◆ Given exercise: Skip every image and restate the data word for word.

◆ Raw data:
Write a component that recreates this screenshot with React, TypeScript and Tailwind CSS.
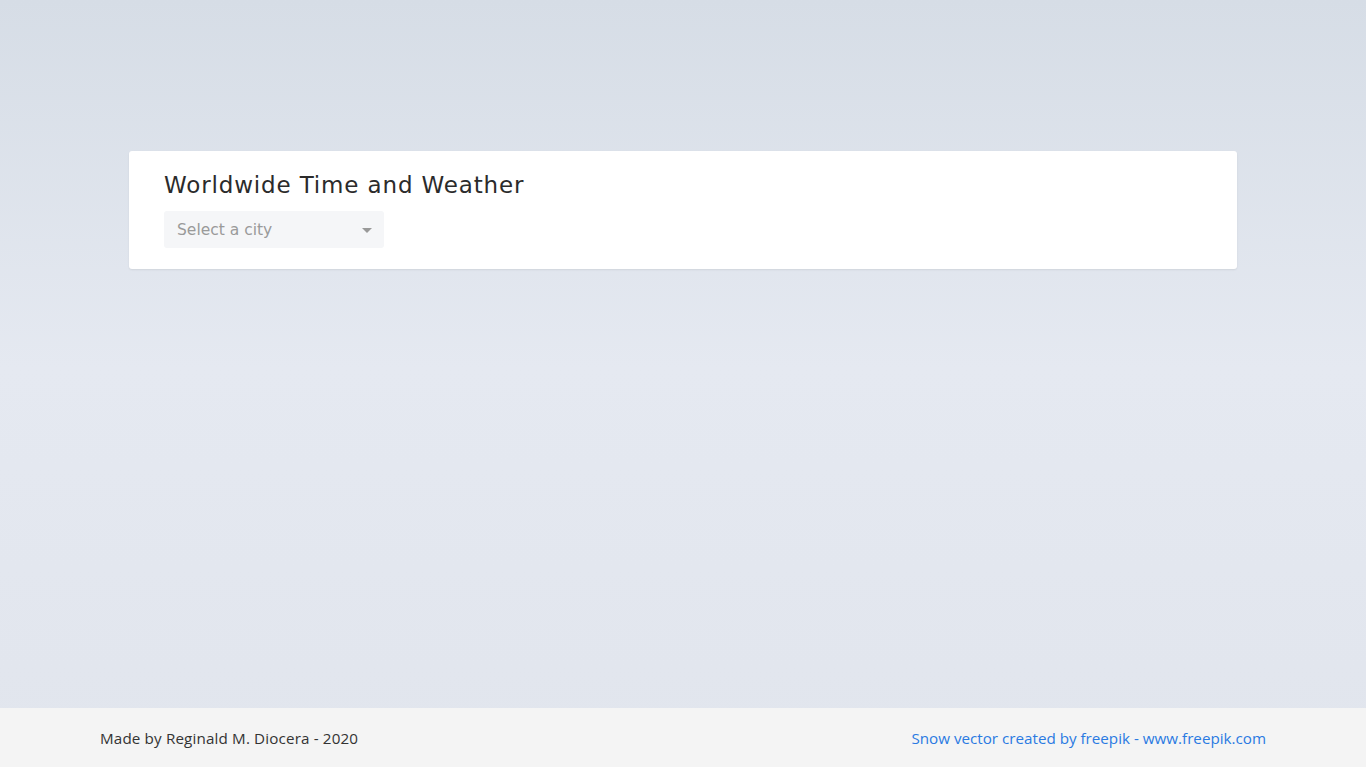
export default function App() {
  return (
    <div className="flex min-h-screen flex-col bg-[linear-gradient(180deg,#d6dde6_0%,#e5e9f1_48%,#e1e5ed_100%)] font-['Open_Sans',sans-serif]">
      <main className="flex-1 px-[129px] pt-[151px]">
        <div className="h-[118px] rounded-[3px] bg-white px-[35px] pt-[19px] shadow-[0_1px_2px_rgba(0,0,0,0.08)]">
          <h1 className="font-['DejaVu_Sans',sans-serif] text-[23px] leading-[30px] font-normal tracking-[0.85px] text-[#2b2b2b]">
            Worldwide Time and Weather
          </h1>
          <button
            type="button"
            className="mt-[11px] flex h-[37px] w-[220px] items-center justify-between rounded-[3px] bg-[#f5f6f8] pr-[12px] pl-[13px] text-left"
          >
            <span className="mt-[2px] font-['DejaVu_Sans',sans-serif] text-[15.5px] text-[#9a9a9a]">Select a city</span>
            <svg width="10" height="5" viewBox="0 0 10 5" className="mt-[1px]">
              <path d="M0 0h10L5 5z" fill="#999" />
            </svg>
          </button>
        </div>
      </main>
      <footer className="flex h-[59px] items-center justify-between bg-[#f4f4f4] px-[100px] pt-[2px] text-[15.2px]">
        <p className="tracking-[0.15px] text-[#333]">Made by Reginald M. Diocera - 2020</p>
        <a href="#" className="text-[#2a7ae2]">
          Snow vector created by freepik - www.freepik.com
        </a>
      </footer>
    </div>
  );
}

◆ Response to this exercise:
Write a component that recreates this screenshot with React, TypeScript and Tailwind CSS.
export default function App() {
  return (
    <div className="flex min-h-screen flex-col bg-[linear-gradient(180deg,#d6dde6_0%,#e5e9f1_48%,#e1e5ed_100%)] font-['Open_Sans',sans-serif]">
      <main className="flex-1 px-[129px] pt-[151px]">
        <div className="h-[118px] rounded-[3px] bg-white px-[35px] pt-[19px] shadow-[0_1px_2px_rgba(0,0,0,0.08)]">
          <h1 className="font-['DejaVu_Sans',sans-serif] text-[23px] leading-[30px] font-normal tracking-[0.85px] text-[#2b2b2b]">
            Worldwide Time and Weather
          </h1>
          <button
            type="button"
            className="mt-[11px] flex h-[37px] w-[220px] items-center justify-between rounded-[3px] bg-[#f5f6f8] pr-[12px] pl-[13px] text-left"
          >
            <span className="mt-[2px] font-['DejaVu_Sans',sans-serif] text-[15.5px] text-[#9a9a9a]">Select a city</span>
            <svg width="10" height="5" viewBox="0 0 10 5" className="mt-[1px]">
              <path d="M0 0h10L5 5z" fill="#999" />
            </svg>
          </button>
        </div>
      </main>
      <footer className="flex h-[59px] items-center justify-between bg-[#f4f4f4] px-[100px] pt-[2px] text-[15.2px]">
        <p className="tracking-[0.15px] text-[#333]">Made by Reginald M. Diocera - 2020</p>
        <a href="#" className="text-[#2a7ae2]">
          Snow vector created by freepik - www.freepik.com
        </a>
      </footer>
    </div>
  );
}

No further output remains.